Given data:
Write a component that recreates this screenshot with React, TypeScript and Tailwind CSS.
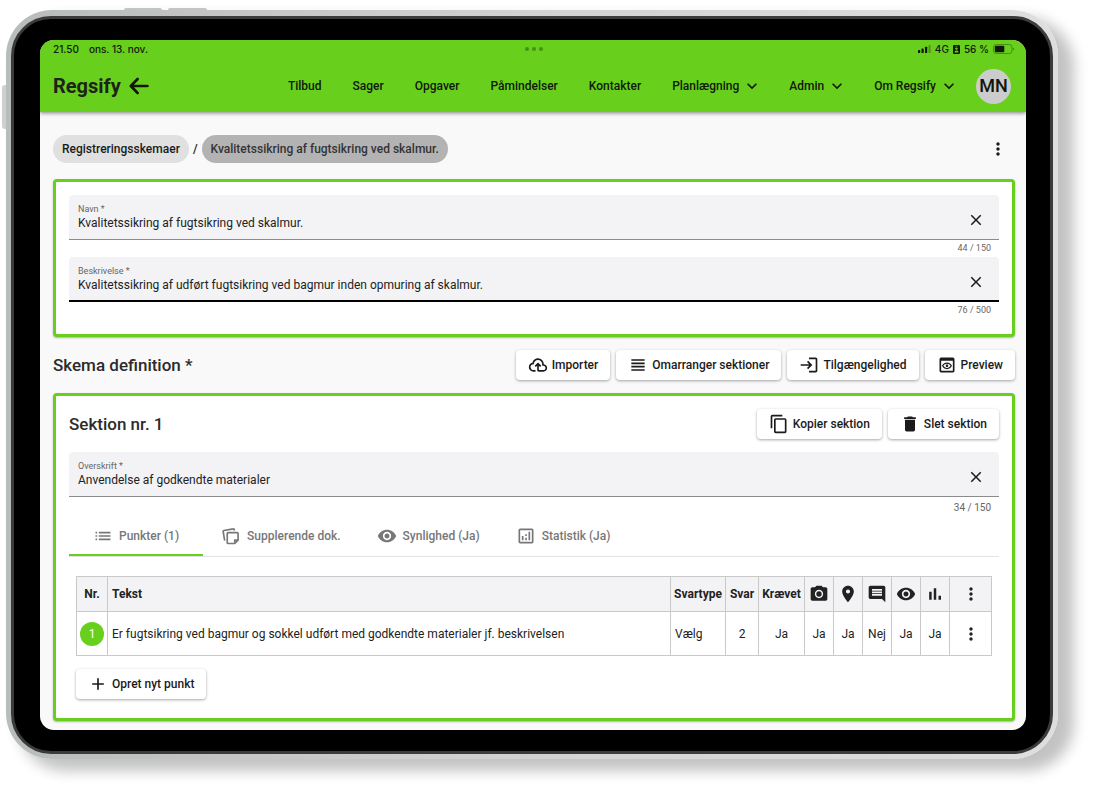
import { useId, useState } from "react";
import type { ReactNode } from "react";
import type { IconType } from "react-icons";
import {
  MdAdd,
  MdClose,
  MdComment,
  MdContentCopy,
  MdDelete,
  MdExpandMore,
  MdList,
  MdLogin,
  MdMoreVert,
  MdOutlineAnalytics,
  MdOutlinePreview,
  MdPhotoCamera,
  MdPlace,
  MdViewHeadline,
  MdVisibility,
} from "react-icons/md";

const NAV = [
  { label: "Tilbud" },
  { label: "Sager" },
  { label: "Opgaver" },
  { label: "Påmindelser" },
  { label: "Kontakter" },
  { label: "Planlægning", menu: true },
  { label: "Admin", menu: true },
  { label: "Om Regsify", menu: true },
];

const ROWS = [
  {
    nr: 1,
    text: "Er fugtsikring ved bagmur og sokkel udført med godkendte materialer jf. beskrivelsen",
    type: "Vælg",
    cells: ["2", "Ja", "Ja", "Ja", "Nej", "Ja", "Ja"],
  },
];

function BackIcon({ className }: { className?: string }) {
  return (
    <svg
      viewBox="0 0 20 18"
      fill="none"
      stroke="currentColor"
      strokeWidth="2.6"
      strokeLinecap="round"
      strokeLinejoin="round"
      className={className}
      aria-hidden
    >
      <path d="M18.500 9H2M8.600 2 1.800 9l6.800 7" />
    </svg>
  );
}

function CloudUploadIcon({ className }: { className?: string }) {
  return (
    <svg viewBox="0 0 24 24" fill="currentColor" className={className} aria-hidden>
      <path d="M6.5 20Q4.22 20 2.61 18.43 1 16.85 1 14.58 1 12.63 2.17 11.1 3.35 9.57 5.25 9.15 5.88 6.85 7.75 5.43 9.63 4 12 4 14.93 4 16.96 6.04 19 8.07 19 11 20.73 11.2 21.86 12.5 23 13.78 23 15.5 23 17.38 21.69 18.69 20.38 20 18.5 20H13Q12.18 20 11.59 19.41 11 18.83 11 18V12.85L9.4 14.4L8 13L12 9L16 13L14.6 14.4L13 12.85V18H18.5Q19.55 18 20.27 17.27 21 16.55 21 15.5 21 14.45 20.27 13.73 19.55 13 18.5 13H17V11Q17 8.93 15.54 7.46 14.08 6 12 6 9.93 6 8.46 7.46 7 8.93 7 11H6.5Q5.05 11 4.03 12.03 3 13.05 3 14.5 3 15.95 4.03 17 5.05 18 6.5 18H9V20Z" />
    </svg>
  );
}

function NoteStackIcon({ className }: { className?: string }) {
  return (
    <svg viewBox="0 0 24 24" fill="none" stroke="currentColor" strokeWidth="2" className={className} aria-hidden>
      <path d="M8.5 8h11a1 1 0 0 1 1 1v8l-4 4h-8a1 1 0 0 1-1-1V9a1 1 0 0 1 1-1Z" />
      <path d="M20.500 16h-5v5Z" fill="currentColor" stroke="none" />
      <path d="M4.400 17.500 2.600 6.600a1 1 0 0 1 .8-1.200l11.200-2a1 1 0 0 1 1.200.8L16 5.500" />
    </svg>
  );
}

function BarsIcon({ className }: { className?: string }) {
  return (
    <svg viewBox="0 0 24 24" fill="currentColor" className={className} aria-hidden>
      <path d="M5 9.200h3V19H5zM10.500 5h3v14h-3zM16.200 14h3v5h-3z" />
    </svg>
  );
}

function StatusBar() {
  return (
    <div className="grid grid-cols-3 items-center pt-px pr-[11px] pl-[13px] font-[Inter,sans-serif] text-[10px] leading-4 font-medium">
      <div className="flex gap-[10px]">
        <span>21.50</span>
        <span>ons. 13. nov.</span>
      </div>
      <div className="flex justify-center gap-[3px] text-[#46920f]">
        <span className="size-1 rounded-full bg-current" />
        <span className="size-1 rounded-full bg-current" />
        <span className="size-1 rounded-full bg-current" />
      </div>
      <div className="flex items-center justify-end gap-1">
        <svg viewBox="0 0 13 8" className="h-2 w-[13px]" fill="currentColor" aria-hidden>
          <rect x="0" y="5" width="2.2" height="3" rx=".5" />
          <rect x="3.5" y="3.5" width="2.2" height="4.5" rx=".5" />
          <rect x="7" y="1.8" width="2.2" height="6.2" rx=".5" />
          <rect x="10.5" y="0" width="2.2" height="8" rx=".5" opacity=".3" />
        </svg>
        <span>4G</span>
        <svg viewBox="0 0 7 9" className="h-[9px] w-[7px]" aria-hidden>
          <rect width="7" height="9" rx="1.2" fill="currentColor" />
          <circle cx="3.5" cy="3.6" r="1.2" fill="#69cf1d" />
          <path d="M1.5 7.5c0-2.6 4-2.6 4 0z" fill="#69cf1d" />
          <path d="M2.3 1.2h2.4" stroke="#69cf1d" strokeWidth=".6" />
        </svg>
        <span>56 %</span>
        <svg viewBox="0 0 22 10" className="h-[10px] w-[22px]" aria-hidden>
          <rect x=".5" y=".5" width="18.5" height="9" rx="2.6" fill="none" stroke="#3f8a10" strokeWidth=".9" />
          <rect x="1.8" y="1.8" width="9.5" height="6.4" rx="1" fill="currentColor" />
          <path d="M20.2 3.4v3.2c1.4-.5 1.4-2.7 0-3.2z" fill="#3f8a10" />
        </svg>
      </div>
    </div>
  );
}

function TopNav() {
  return (
    <div className="flex h-[55px] items-center pt-[3px] pr-[15px] pl-[13px]">
      <a href="#" className="text-[20px] leading-6 font-bold text-[#1c2419]">
        Regsify
      </a>
      <button aria-label="Tilbage" className="ml-2">
        <BackIcon className="h-[18px] w-5" />
      </button>
      <nav className="ml-auto flex items-center gap-[31px] text-[12px] leading-4 font-medium">
        {NAV.map((item) => (
          <a key={item.label} href="#" className="flex items-center whitespace-nowrap">
            {item.label}
            {item.menu && <MdExpandMore className="-mr-1 ml-[3px] size-5" />}
          </a>
        ))}
      </nav>
      <button className="ml-[21px] size-[35px] rounded-full bg-[#cccccc] text-[18px] leading-5 font-medium">
        MN
      </button>
    </div>
  );
}

function Panel({ children, className = "" }: { children: ReactNode; className?: string }) {
  return (
    <section
      className={`rounded-[4px] border-3 border-[#69cf1d] bg-white px-[13px] pt-[13px] shadow-[0_1px_2px_rgba(0,0,0,0.3)] ${className}`}
    >
      {children}
    </section>
  );
}

type FieldProps = { label: string; initial: string; count: string; active?: boolean; roomy?: boolean };

// Filled text field with a clear button and a character counter underneath.
function Field({ label, initial, count, active, roomy }: FieldProps) {
  const id = useId();
  const [value, setValue] = useState(initial);
  return (
    <div>
      <div
        className={`flex h-[45px] items-center rounded-t-[4px] bg-[#f3f3f5] pr-[14px] pl-[9px] ${
          active ? "border-b-2 border-black" : "border-b border-[#8b8b8b]"
        }`}
      >
        <div className="flex min-w-0 flex-1 flex-col">
          <label htmlFor={id} className="text-[9px] leading-3 text-[#666666]">
            {label}
          </label>
          <input
            id={id}
            value={value}
            onChange={(e) => setValue(e.target.value)}
            className="w-full bg-transparent text-[12px] leading-4 text-[#222222] outline-none"
          />
        </div>
        <button aria-label={`Ryd ${label}`} className="mt-[6px]" onClick={() => setValue("")}>
          <MdClose className="size-[18px]" />
        </button>
      </div>
      <div
        className={`pr-2 text-right text-[#666666] ${
          roomy ? "text-[10px] leading-[21px]" : "text-[9px] leading-[17px]"
        }`}
      >
        {count}
      </div>
    </div>
  );
}

function ActionButton({ icon, children }: { icon: ReactNode; children: ReactNode }) {
  return (
    <button className="flex h-[30px] items-center gap-1 rounded-[4px] bg-white px-3 text-[12px] leading-4 font-medium whitespace-nowrap shadow-[0_1px_3px_rgba(0,0,0,0.35)]">
      {icon}
      {children}
    </button>
  );
}

function Tab({ icon, children, selected }: { icon: ReactNode; children: ReactNode; selected?: boolean }) {
  return (
    <button
      role="tab"
      aria-selected={!!selected}
      className={`flex h-[38px] items-center gap-[6px] border-b-2 text-[12px] leading-4 font-medium whitespace-nowrap text-[#777777] ${
        selected ? "border-[#69cf1d] px-6" : "border-transparent px-[18px]"
      }`}
    >
      {icon}
      {children}
    </button>
  );
}

const HEAD_ICONS: { icon: IconType | typeof BarsIcon; label: string }[] = [
  { icon: MdPhotoCamera, label: "Foto" },
  { icon: MdPlace, label: "Placering" },
  { icon: MdComment, label: "Kommentar" },
  { icon: MdVisibility, label: "Synlighed" },
  { icon: BarsIcon, label: "Statistik" },
];

function PointsTable() {
  const th = "border border-[#c9c9c9] p-0 font-bold";
  const td = "border border-[#c9c9c9] p-0 text-center";
  return (
    <table className="w-full table-fixed border-collapse text-[12px] leading-4 text-[#222222]">
      <colgroup>
        <col className="w-[31px]" />
        <col />
        <col className="w-[55px]" />
        <col className="w-[33px]" />
        <col className="w-[46px]" />
        <col className="w-[29px]" />
        <col className="w-[29px]" />
        <col className="w-[29px]" />
        <col className="w-[29px]" />
        <col className="w-[29px]" />
        <col className="w-[42px]" />
      </colgroup>
      <thead>
        <tr className="h-[35px] bg-[#f3f3f5]">
          <th className={th}>Nr.</th>
          <th className={`${th} pl-1 text-left`}>Tekst</th>
          <th className={th}>Svartype</th>
          <th className={th}>Svar</th>
          <th className={th}>Krævet</th>
          {HEAD_ICONS.map(({ icon: Icon, label }) => (
            <th key={label} className={th} aria-label={label}>
              <Icon className="mx-auto size-5" />
            </th>
          ))}
          <th className={th}>
            <button aria-label="Flere valg" className="block w-full">
              <MdMoreVert className="mx-auto size-5" />
            </button>
          </th>
        </tr>
      </thead>
      <tbody>
        {ROWS.map((row) => (
          <tr key={row.nr} className="h-11">
            <td className={td}>
              <span className="mx-auto flex size-6 items-center justify-center rounded-full bg-[#69cf1d] text-white">
                {row.nr}
              </span>
            </td>
            <td className="truncate border border-[#c9c9c9] p-0 pl-1">{row.text}</td>
            <td className="border border-[#c9c9c9] p-0 pl-1">{row.type}</td>
            {row.cells.map((cell, i) => (
              <td key={i} className={td}>
                {cell}
              </td>
            ))}
            <td className={td}>
              <button aria-label="Flere valg" className="block w-full">
                <MdMoreVert className="mx-auto size-5" />
              </button>
            </td>
          </tr>
        ))}
      </tbody>
    </table>
  );
}

function Tablet({ children }: { children: ReactNode }) {
  return (
    <div className="relative mt-[10px] mr-[42px] mb-[30px] ml-[6px] rounded-[46px] bg-linear-to-r from-[#b9bcbc] via-[#d2d2d2] to-[#dedede] p-[5px] pt-[6px] shadow-[14px_10px_14px_2px_rgba(0,0,0,0.24)]">
      {/* Hardware buttons on the frame */}
      <span className="absolute -top-[2px] left-[118px] h-[2px] w-[38px] rounded-t-[2px] bg-[#c4c4c4]" />
      <span className="absolute -top-[2px] left-[162px] h-[2px] w-[39px] rounded-t-[2px] bg-[#c4c4c4]" />
      <span className="absolute top-[75px] -left-1 h-11 w-1 rounded-l-[3px] bg-[#cfcfcf]" />
      <div className="rounded-[40px] border-3 border-[#3b3b3b] bg-black py-[21px] pr-6 pl-[26px]">
        <div className="overflow-hidden rounded-[14px] bg-[#f9f9f9]">{children}</div>
      </div>
    </div>
  );
}

export default function App() {
  return (
    <div className="flow-root min-h-screen bg-white font-[Roboto,sans-serif] text-[#1b1b1b]">
      <Tablet>
        <header className="bg-[#69cf1d] text-[#10180b] shadow-[0_1px_4px_rgba(0,0,0,0.5)]">
          <StatusBar />
          <TopNav />
        </header>

        <main className="pt-[23px] pr-[11px] pb-[9px] pl-[13px]">
          <div className="flex items-center gap-1 text-[12px] leading-4 font-medium">
            <a href="#" className="rounded-full bg-[#e0e0e0] px-[9px] py-[6px]">
              Registreringsskemaer
            </a>
            <span>/</span>
            <a href="#" aria-current="page" className="rounded-full bg-[#b3b3b3] px-[9px] py-[6px] text-[#333333]">
              Kvalitetssikring af fugtsikring ved skalmur.
            </a>
            <button aria-label="Flere valg" className="mr-[7px] ml-auto">
              <MdMoreVert className="size-5" />
            </button>
          </div>

          <Panel className="mt-4 pb-[15px]">
            <Field label="Navn *" initial="Kvalitetssikring af fugtsikring ved skalmur." count="44 / 150" />
            <Field
              label="Beskrivelse *"
              initial="Kvalitetssikring af udført fugtsikring ved bagmur inden opmuring af skalmur."
              count="76 / 500"
              active
            />
          </Panel>

          <div className="my-[13px] flex items-center justify-between">
            <h1 className="text-[17px] leading-6 font-medium text-[#2b2b2b]">Skema definition *</h1>
            <div className="flex gap-[6px]">
              <ActionButton icon={<CloudUploadIcon className="size-5" />}>Importer</ActionButton>
              <ActionButton icon={<MdViewHeadline className="size-5" />}>Omarranger sektioner</ActionButton>
              <ActionButton icon={<MdLogin className="size-5" />}>Tilgængelighed</ActionButton>
              <ActionButton icon={<MdOutlinePreview className="size-5" />}>Preview</ActionButton>
            </div>
          </div>

          <Panel className="pb-[19px]">
            <div className="mb-[13px] flex items-center justify-between">
              <h2 className="text-[17px] leading-6 font-medium text-[#2b2b2b]">Sektion nr. 1</h2>
              <div className="flex gap-[6px]">
                <ActionButton icon={<MdContentCopy className="size-5" />}>Kopier sektion</ActionButton>
                <ActionButton icon={<MdDelete className="size-5" />}>Slet sektion</ActionButton>
              </div>
            </div>

            <Field label="Overskrift *" initial="Anvendelse af godkendte materialer" count="34 / 150" roomy />

            <div role="tablist" className="flex border-b border-[#e3e3e3]">
              <Tab icon={<MdList className="size-5" />} selected>
                Punkter (1)
              </Tab>
              <Tab icon={<NoteStackIcon className="size-5" />}>Supplerende dok.</Tab>
              <Tab icon={<MdVisibility className="size-5" />}>Synlighed (Ja)</Tab>
              <Tab icon={<MdOutlineAnalytics className="size-5" />}>Statistik (Ja)</Tab>
            </div>

            <div className="px-[7px] pt-[19px]">
              <PointsTable />
              <div className="mt-[13px] flex">
                <ActionButton icon={<MdAdd className="size-5" />}>Opret nyt punkt</ActionButton>
              </div>
            </div>
          </Panel>
        </main>
      </Tablet>
    </div>
  );
}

What to do: Locate the lines above that contain "with" and copy them.

Result of this exercise:
Write a component that recreates this screenshot with React, TypeScript and Tailwind CSS.
// Filled text field with a clear button and a character counter underneath.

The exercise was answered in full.